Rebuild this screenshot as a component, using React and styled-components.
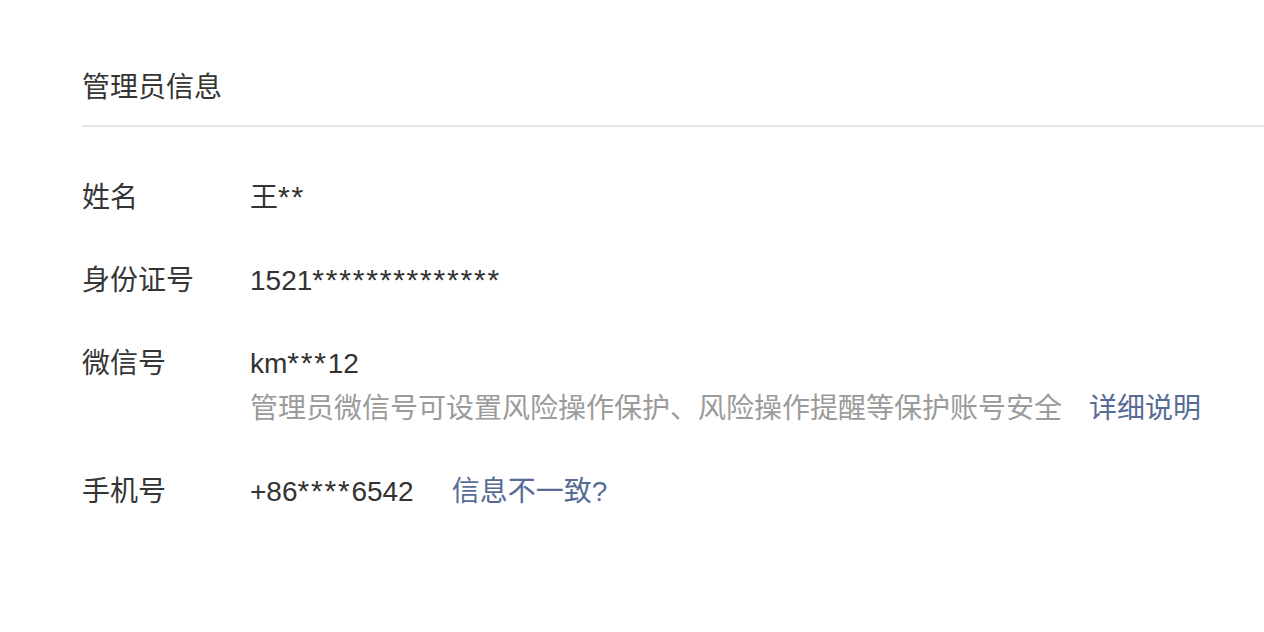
import React from 'react';
import styled, { createGlobalStyle } from 'styled-components';

const GlobalStyle = createGlobalStyle`
    body {
        margin: 0;
        background: #fff;
        font-family: "Liberation Sans", "Noto Sans CJK SC", sans-serif;
        color: #353535;
    }
`;

const Page = styled.div`
    padding: 68px 0 0 82px;
`;

const Header = styled.div`
    font-size: 28px;
    line-height: 40px;
    padding-bottom: 17px;
    border-bottom: 2px solid #e6e6ea;
`;

const List = styled.div`
    display: flex;
    flex-direction: column;
    gap: 38px;
    padding-top: 48px;
`;

const Row = styled.div`
    display: grid;
    grid-template-columns: 168px 1fr;
    font-size: 28px;
    line-height: 45px;
`;

const Label = styled.div`
    color: #353535;
`;

const Value = styled.div`
    color: #333;
`;

// masked characters are drawn wider in the original font
const Mask = styled.span`
    font-size: 30px;
    line-height: 0;
    letter-spacing: 1.8px;
`;

const Hint = styled.div`
    color: #9b9b9b;
`;

const Link = styled.a`
    color: #576b95;
    margin-left: ${p => p.gap || 30}px;
    text-decoration: none;
    cursor: pointer;
`;

const rows = [
    { label: '姓名', value: '王**' },
    { label: '身份证号', value: '1521**************' },
    {
        label: '微信号',
        value: 'km***12',
        hint: '管理员微信号可设置风险操作保护、风险操作提醒等保护账号安全',
        hintLink: '详细说明'
    },
    { label: '手机号', value: '+86****6542', link: '信息不一致?' }
];

const renderValue = (text) =>
    text.split(/(\*+)/).filter(Boolean).map((part, i) =>
        part[0] === '*' ? <Mask key={i}>{part}</Mask> : part
    );

const App = () => (
    <Page>
        <GlobalStyle />
        <Header>管理员信息</Header>
        <List>
            {rows.map(row => (
                <Row key={row.label}>
                    <Label>{row.label}</Label>
                    <div>
                        <Value>
                            {renderValue(row.value)}
                            {row.link && <Link gap={38}>{row.link}</Link>}
                        </Value>
                        {row.hint && (
                            <Hint>
                                {row.hint}
                                <Link gap={27}>{row.hintLink}</Link>
                            </Hint>
                        )}
                    </div>
                </Row>
            ))}
        </List>
    </Page>
);

export default App;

* What to work on *
Look through the material and copy each line that has "styled".

* Expected answer *
Rebuild this screenshot as a component, using React and styled-components.
import styled, { createGlobalStyle } from 'styled-components';
const Page = styled.div`
const Header = styled.div`
const List = styled.div`
const Row = styled.div`
const Label = styled.div`
const Value = styled.div`
const Mask = styled.span`
const Hint = styled.div`
const Link = styled.a`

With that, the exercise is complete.